Por fim, tem a questão da liberdade do jogador escolher um servidor. No Runescape, há dezenas de servidores nas várias partes do mundo. Você pode logar seu personagem em qualquer um deles livremente, com exceção dos premium que são, claro, para quem paga assinatura. O fato é que você não está preso a um servidor, o chamado "mundo". E este é mais um dos motivos por que não há a crise de escassez no Runescape.

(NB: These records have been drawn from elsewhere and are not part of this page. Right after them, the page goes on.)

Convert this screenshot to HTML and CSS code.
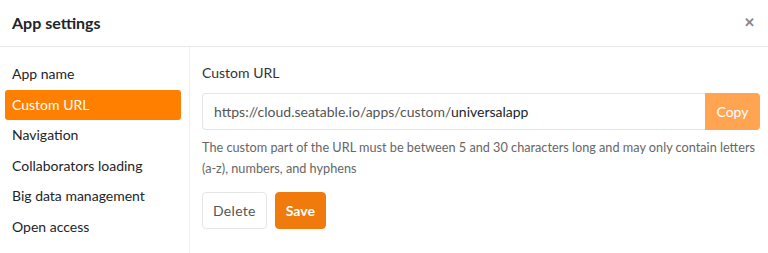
FILE: index.html
```
<!DOCTYPE html>
<html>
<head>
  <meta name="viewport" content="width=device-width, initial-scale=1">
  <title>App settings</title>
  <link rel="stylesheet" href="styles.css">
</head>
<body>
  <div id="dialog">
    <div id="header">
      <div id="title">App settings</div>
      <span id="close">&#x2715;</span>
    </div>
    <div id="content">
      <div id="sidebar">
        <div class="nav-item">App name</div>
        <div class="nav-item active">Custom URL</div>
        <div class="nav-item">Navigation</div>
        <div class="nav-item">Collaborators loading</div>
        <div class="nav-item">Big data management</div>
        <div class="nav-item">Open access</div>
      </div>
      <div id="main">
        <div class="label">Custom URL</div>
        <div class="url-group">
          <div class="url-input"><span class="prefix">https://cloud.seatable.io/apps/custom/</span>universalapp</div>
          <button class="copy-button">Copy</button>
        </div>
        <div class="tip">The custom part of the URL must be between 5 and 30 characters long and may only contain letters (a-z), numbers, and hyphens</div>
        <div class="actions">
          <button class="btn btn-default">Delete</button>
          <button class="btn btn-primary">Save</button>
        </div>
      </div>
    </div>
  </div>
</body>
</html>
```

FILE: styles.css
```
html, body {
  margin: 0;
  background-color: #fff;
  font-family: "Lato", "Open Sans", sans-serif;
  color: #212529;
}

#dialog {
  width: 768px;
  height: 253px;
  overflow: hidden;
}

#header {
  height: 47px;
  box-sizing: border-box;
  border-bottom: 1px solid #e9e9e9;
  display: flex;
  align-items: center;
  justify-content: space-between;
  padding: 0 13px 2px 12px;
}

#title {
  font-size: 16px;
  font-weight: 700;
  color: #212529;
}

#close {
  font-size: 13px;
  font-weight: 700;
  color: #888;
}

#content {
  display: flex;
  height: 206px;
}

#sidebar {
  width: 190px;
  box-sizing: border-box;
  border-right: 1px solid #f0f0f0;
  padding: 12px 8px 0 5px;
}

.nav-item {
  height: 30.6px;
  line-height: 30px;
  font-size: 14px;
  padding-left: 7px;
  border-radius: 3px;
  color: #212529;
}

.nav-item.active {
  height: 30px;
  margin-bottom: 0.6px;
  background-color: #ff8000;
  color: #fff;
}

#main {
  flex: 1;
  padding: 17px 8px 0 12px;
}

.label {
  font-size: 14px;
  color: #333;
  margin-bottom: 12px;
}

.url-group {
  display: flex;
  height: 37px;
}

.url-input {
  flex: 1;
  box-sizing: border-box;
  border: 1px solid #e5e5e5;
  border-right: none;
  border-radius: 4px 0 0 4px;
  padding: 0 11px;
  line-height: 35px;
  font-size: 14px;
  color: #212529;
}

.prefix {
  color: #555;
}

.copy-button {
  width: 55px;
  border: none;
  border-radius: 0 4px 4px 0;
  background-color: #ffa552;
  color: #fff;
  font-family: inherit;
  font-size: 14px;
  padding: 0;
}

.tip {
  font-size: 12.7px;
  color: #666;
  line-height: 21px;
  margin-top: 7px;
  margin-right: -4px;
}

.actions {
  display: flex;
  gap: 8px;
  margin-top: 13px;
}

.btn {
  height: 37px;
  border-radius: 4px;
  font-family: inherit;
  font-size: 14px;
  padding: 0 10px;
}

.btn-default {
  background-color: #fff;
  border: 1px solid #e5e5e5;
  color: #555;
  letter-spacing: 0.3px;
}

.btn-primary {
  background-color: #f07a0c;
  border: 1px solid #f07a0c;
  color: #fff;
  font-weight: 700;
}
```
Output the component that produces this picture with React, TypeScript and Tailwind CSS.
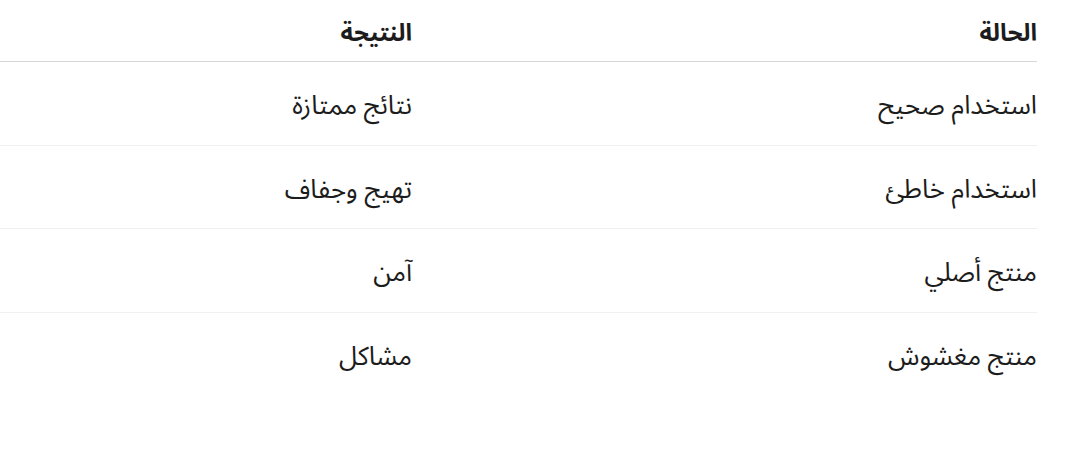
const ROWS = [
  { state: "استخدام صحيح", result: "نتائج ممتازة" },
  { state: "استخدام خاطئ", result: "تهيج وجفاف" },
  { state: "منتج أصلي", result: "آمن" },
  { state: "منتج مغشوش", result: "مشاكل" },
];

export default function App() {
  return (
    <div
      dir="rtl"
      className="min-h-screen bg-white pr-8 pl-0 text-[#1c1c1c] font-['Noto_Sans_Arabic','Noto_Sans',sans-serif]"
    >
      {/* header */}
      <div className="grid grid-cols-[625px_1fr] h-[62px] items-center border-b border-[#d6d6d6] pt-[6px]">
        <div className="text-[24px] font-bold">الحالة</div>
        <div className="text-[24px] font-bold">النتيجة</div>
      </div>
      {ROWS.map((r, i) => (
        <div
          key={r.state}
          className={
            "grid grid-cols-[625px_1fr] h-[83.5px] items-center pt-[6px] " +
            (i < ROWS.length - 1 ? "border-b border-[#f0f0f0]" : "")
          }
        >
          <div className="text-[26px] leading-none">{r.state}</div>
          <div className="text-[26px] leading-none">{r.result}</div>
        </div>
      ))}
    </div>
  );
}
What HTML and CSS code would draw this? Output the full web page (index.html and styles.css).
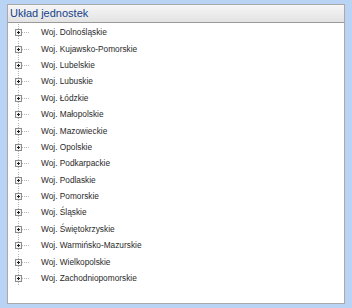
FILE: index.html
```html
<!DOCTYPE html>
<html lang="pl">

<head>
    <meta charset="UTF-8">
    <title>Układ jednostek</title>
    <link rel="stylesheet" href="styles.css">
</head>

<body>
    <!-- Icon sprites -->
    <svg class="sprites" xmlns="http://www.w3.org/2000/svg">
        <symbol id="elbow" viewBox="0 0 22 16">
            <path d="M7.5 0V5M7.5 12V16M11 8.5H19" stroke="#b4b4b4" stroke-dasharray="1 1" fill="none"/>
            <rect x="4.5" y="5.5" width="6" height="6" fill="#f4f4f4" stroke="#8c8c8c"/>
            <path d="M6 8.5H9M7.5 7V10" stroke="#222" fill="none"/>
        </symbol>
    </svg>

    <div class="panel">
        <div class="panel-header">Układ jednostek</div>
        <ul class="tree">
            <li class="node"><svg class="elbow"><use href="#elbow"/></svg><span>Woj. Dolnośląskie</span></li>
            <li class="node"><svg class="elbow"><use href="#elbow"/></svg><span>Woj. Kujawsko-Pomorskie</span></li>
            <li class="node"><svg class="elbow"><use href="#elbow"/></svg><span>Woj. Lubelskie</span></li>
            <li class="node"><svg class="elbow"><use href="#elbow"/></svg><span>Woj. Lubuskie</span></li>
            <li class="node"><svg class="elbow"><use href="#elbow"/></svg><span>Woj. Łódzkie</span></li>
            <li class="node"><svg class="elbow"><use href="#elbow"/></svg><span>Woj. Małopolskie</span></li>
            <li class="node"><svg class="elbow"><use href="#elbow"/></svg><span>Woj. Mazowieckie</span></li>
            <li class="node"><svg class="elbow"><use href="#elbow"/></svg><span>Woj. Opolskie</span></li>
            <li class="node"><svg class="elbow"><use href="#elbow"/></svg><span>Woj. Podkarpackie</span></li>
            <li class="node"><svg class="elbow"><use href="#elbow"/></svg><span>Woj. Podlaskie</span></li>
            <li class="node"><svg class="elbow"><use href="#elbow"/></svg><span>Woj. Pomorskie</span></li>
            <li class="node"><svg class="elbow"><use href="#elbow"/></svg><span>Woj. Śląskie</span></li>
            <li class="node"><svg class="elbow"><use href="#elbow"/></svg><span>Woj. Świętokrzyskie</span></li>
            <li class="node"><svg class="elbow"><use href="#elbow"/></svg><span>Woj. Warmińsko-Mazurskie</span></li>
            <li class="node"><svg class="elbow"><use href="#elbow"/></svg><span>Woj. Wielkopolskie</span></li>
            <li class="node"><svg class="elbow"><use href="#elbow"/></svg><span>Woj. Zachodniopomorskie</span></li>
        </ul>
    </div>
</body>

</html>
```

FILE: styles.css
```css
/* Global */
body {
    margin: 0;
    padding: 4px 7px 4px 7px;
    background-color: #b9d3f4;
    font-family: "Liberation Sans", Arial, sans-serif;
}

.sprites {
    display: none;
}

/* Panel */
.panel {
    height: 300px;
    box-sizing: border-box;
    background: #fff;
    border: 1px solid #a9a9a9;
}

.panel-header {
    height: 17px;
    line-height: 17px;
    padding-left: 2px;
    font-size: 11px;
    color: #15428b;
    background: linear-gradient(#f6f6f6, #e3e3e3);
    border-bottom: 1px solid #9a9a9a;
}

/* Tree */
.tree {
    list-style: none;
    margin: 0;
    padding: 1px 0 0 3px;
}

.node {
    display: flex;
    align-items: center;
    height: 16.4px;
    font-size: 8.3px;
    color: #2a2a2a;
}

.elbow {
    width: 22px;
    height: 16px;
    flex: none;
}

.node span {
    margin-left: 8px;
}
```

Se você está fazendo uma missão que tem que caçar num lugar específico, aí chega lá e já tem uma pessoa caçando, não tem problema: você pode ir pro lobby, escolher outro mundo e ver se o local está vazio. Desta forma, com essa possibilidade de saltar entre mundos, você tem à sua disposição dezenas de cópias da mesma área de caça.

Jogadores costumam usar essa facilidade para a coleta de recursos. Por exemplo, a mineração de runita é bem rara e, quando você esgota um spot de minério, leva vários minutos para dar respawn. Jogadores mais focados nesta tarefa podem simplesmente ficar saltando entre mundos, minerando o mesmo spot em cada servidor ciclicamente. Esse é um exemplo de como as coisas são abundantes.

Essa possibilidade de mudar de servidor a qualquer instante previne que jogadores fiquem confinados em locais onde são vítimas de bullying ou stalking. No Tibia, existe até uma magia específica para você localizar um jogador no mapa (o exiva) e se alguém ou uma guilda resolve te perseguir e te infernizar dia após dia, você não tem o que fazer. A única forma de levar seu personagem para outro servidor é pagando, o que torna esta tarefa um recurso último de desespero, algo que no Runescape você pode fazer todo dia se quiser, a qualquer minuto e de graça.

Creio que jogos devem ser ambientes de escapismo e diversão e não uma simulação da miséria, estresse e violência do mundo real.